Thursday, November 26, 2015

Autumn notes from the Severn and Wye

10th - 17th October 2015 - a week in the Wye Valley area near Monmouth. Long time favourite landmarks along the Wye - Symonds Yat and the valley between Tintern and Llandogo revisited. We also went walking in the Brecon Beacons / Black Mountains - the Llanthony Priory area and Pen y Fan. We were very lucky to have settled weather, though after so much brightness on the south coast in September, the cloudier weather and shortening days hit me for the first time this year. My sketches from the week will be on my Water and Art blog shortly. The autumn colours - particularly strong this year - were just beginning, adding colour to the cloudier, mistier days, especially on our first day, at Symonds Yat. 



We also visited family in the area.
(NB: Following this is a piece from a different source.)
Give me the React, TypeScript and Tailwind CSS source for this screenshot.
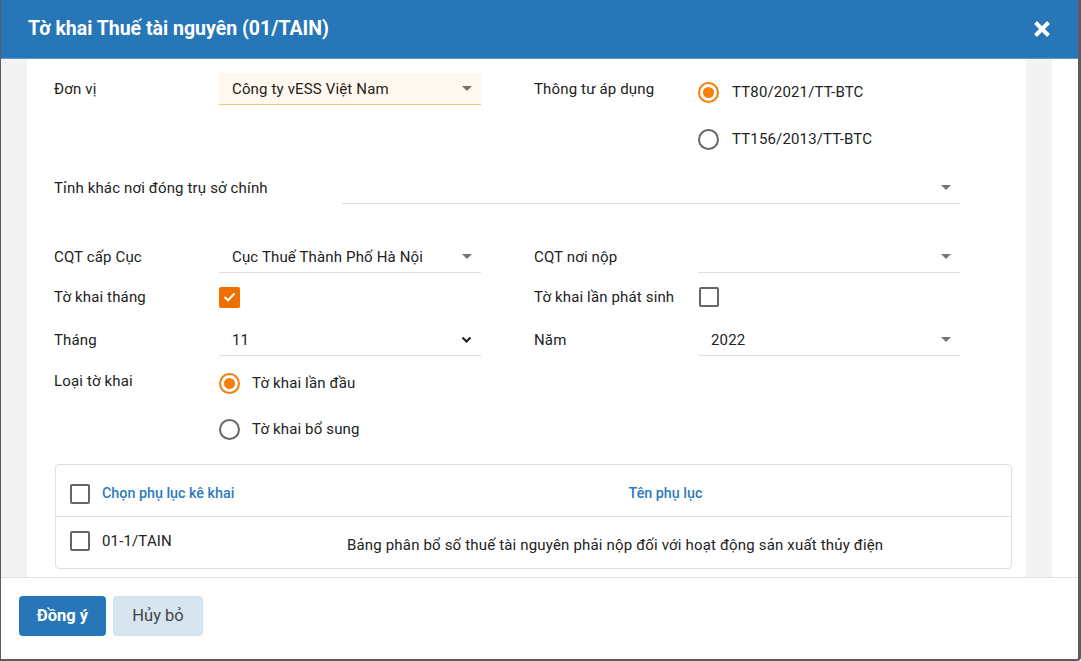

En route to one lot on the Thursday, we stopped at Upton-on-Severn. The Map Shop there has most extensive stock of any map shop outside London (Stanfords). Strolling along the Severn afterwards, we chanced upon a Severn swimmer, accompanied by a few paddle boarders, and a barge laden with bicycles, packs and camping gear bringing up the rear. A tall man with a big dog came across the meadow to the river bank and told us all about it: the swimmer was Kev Brady, swimming the 220 mile length of the Severn source-to-sea, in aid of the Superheroes Foundation. This is the charity he co-founded in Gloucester to raise money to enable children to have treatment abroad which is not available in the UK. Previously, he has canoed solo along the Mississippi River, during the intensely cold winter hitting much of the US 2013 /14.

Link to Kev Brady's Facebook page and blogs from his journey:
https://www.facebook.com/kevbradyadventures/?fref=ts

He started the challenge on 23rd September, at the Source of the Severn, on Plynlimon in the Welsh hills. Strictly the first bit, as far as Welshpool (day 4), was brisk walking, the Severn here being just a fledgling river, not deep enough for swimming. He finished at Severn Beach a month later, in the evening darkness on 23rd October, after passing under the two Severn motorway crossings. By the end he'd raised £18,000 for his charity, smashing his targets which had been progressively revised upwards as the swim progressed. Along the way he had endured bitterly cold water and "river belly", most severely just before he got to Upton. There were concerns too, from the Severn Area Rescue Service and others as to how he'd fare in the Severn estuary, especially the most dangerous stretch, The Noose above Sharpness. I've seen for myself how strong the tidal currents are there. This is why no one had attempted to swim the entire length of the river, with the estuary until now. Thankfully, he hit the estuary during a period of neap tides which would have been moderate. Even so, he had to time his swims carefully according to the tides, so not be dragged back upstream. This was why he had to swim in the dark towards the end. 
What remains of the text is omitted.